I'd like to point out that it was Larry Brown who allegedly pushed very hard for the Knicks to acquire Steve Francis and Jalen Rose.

At Tuesday, July 17, 2007 5:07:00 PM, Blogger David Friedman said...


My point is that Isiah was hardly the failure that he is alleged to have been either in Toronto or Indiana. A lot of organizations have internal strife, including some that won titles (MJ's Bulls with Jackson-Krause, the Shaq-Kobe Lakers, etc.). The fact that Isiah has a strong personality and has sometimes clashed with others does not prove either that he was in the wrong nor that he is not a sound decision maker regarding basketball moves (which is the main aspect that I am evaluating here).

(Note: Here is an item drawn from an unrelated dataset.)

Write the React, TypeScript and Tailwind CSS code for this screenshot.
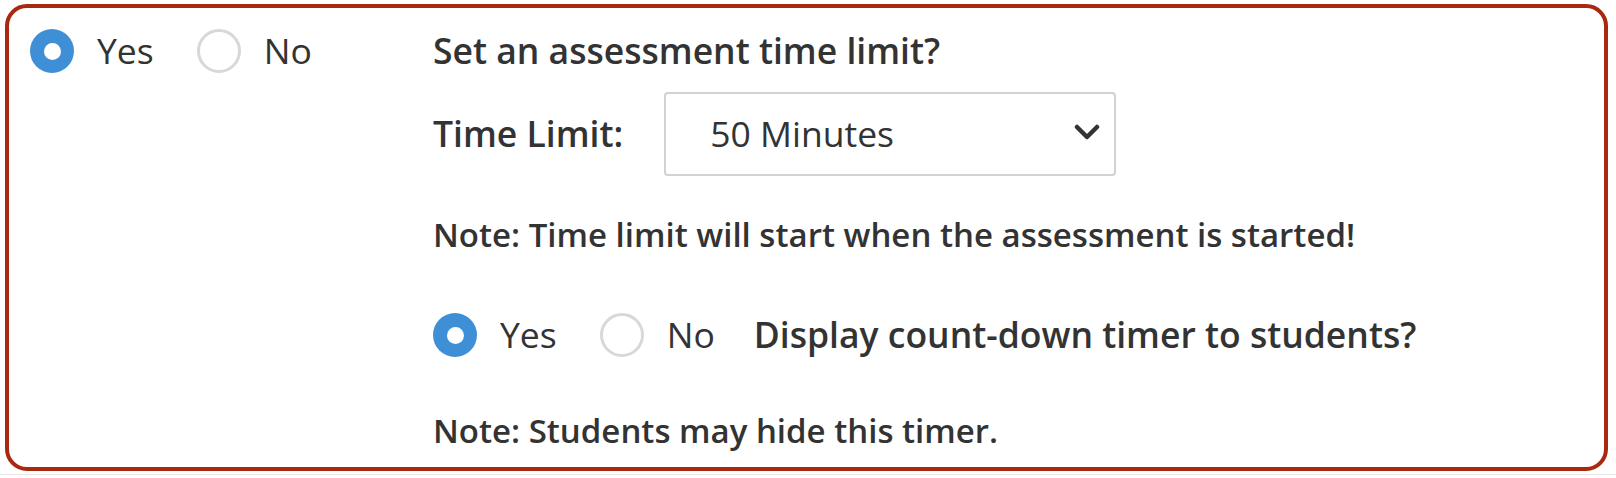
import React from 'react';

function Radio({ checked, label }: { checked?: boolean; label: string }) {
  return (
    <label className="flex items-center gap-[23px]">
      {checked ? (
        <span className="flex h-[44px] w-[44px] items-center justify-center rounded-full bg-[#3f8fd6]">
          <span className="h-[17px] w-[17px] rounded-full bg-white" />
        </span>
      ) : (
        <span className="h-[44px] w-[44px] rounded-full border-[3px] border-[#d8d8d8] bg-white" />
      )}
      <span className="font-normal">{label}</span>
    </label>
  );
}

function YesNo() {
  return (
    <div className="flex items-center gap-[43px]">
      <Radio checked label="Yes" />
      <Radio label="No" />
    </div>
  );
}

export default function App() {
  return (
    <div
      className="min-h-screen bg-white pl-[5px] pt-[4px] text-[35.5px] text-[#333333]"
      style={{ fontFamily: '"Open Sans", "Noto Sans", sans-serif' }}
    >
      <div className="h-[467px] w-[1603px] rounded-[22px] border-4 border-[#a8290f] pt-[17px]">
        <div className="flex">
          <div className="w-[424px] shrink-0 pl-[21px]">
            <div className="flex h-[52px] items-center">
              <YesNo />
            </div>
          </div>
          <div className="flex flex-col font-semibold">
            <div className="flex h-[52px] items-center">Set an assessment time limit?</div>
            <div className="mt-[15px] flex items-center gap-[41px]">
              <span>Time Limit:</span>
              <div className="flex h-[84px] w-[452px] items-center justify-between rounded-[4px] border-2 border-[#d2d2d2] pl-[44px] pr-[14px] font-normal">
                <span>50 Minutes</span>
                <svg width="26" height="18" viewBox="0 0 26 18" className="-mt-[4px]">
                  <polyline points="3,4 13,14 23,4" fill="none" stroke="#333" strokeWidth="4.5" strokeLinecap="round" strokeLinejoin="round" />
                </svg>
              </div>
            </div>
            <div className="mt-[33px] flex h-[52px] items-center text-[33px]">
              Note: Time limit will start when the assessment is started!
            </div>
            <div className="mt-[48px] flex h-[52px] items-center gap-[39px]">
              <YesNo />
              <span>Display count-down timer to students?</span>
            </div>
            <div className="mt-[44px] flex h-[52px] items-center text-[33px]">Note: Students may hide this timer.</div>
          </div>
        </div>
      </div>
      <div className="-ml-[5px] mt-[3px] border-t border-[#e8e8e8]" />
    </div>
  );
}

Some of his NY moves did not look right to me at the time either, but look at the roster he inherited and the roster he has now; the bottom line is that he has put together a pretty solid team, at least on paper, in a pretty short period of time, particularly considering the mess that he inherited. The next step, of course, is for Isiah the coach to lead the Knicks into the playoffs and to continue to develop the talents of his young players. Only after he does that--or fails to do that--can his tenure in NY be fairly evaluated.

As for the subject of Indiana's first round losses, the fair question is how good were those teams realistically expected to be. You mentioned "excuses" and the Phoenix Suns but the Suns are a legitimate title contender stocked with a two-time MVP and a lot of talented players. The Pacers were the underdog the first two years that they lost in the playoffs and both teams that beat them went to the Eastern Finals. The third year, the Pacers had the best regular season of Isiah's tenure but Artest's suspensions and some off court tragedies unraveled the team down the stretch. Perhaps those are just "excuses" but whatever you want to call them I don't see how this reflects poorly on Isiah as a coach. Young players develop under his tutelage and he appears to have a good rapport with them. I don't know if he is a great coach or not but I see no reason to conclude that he is a terrible coach based on his three years in Indiana and one year in New York.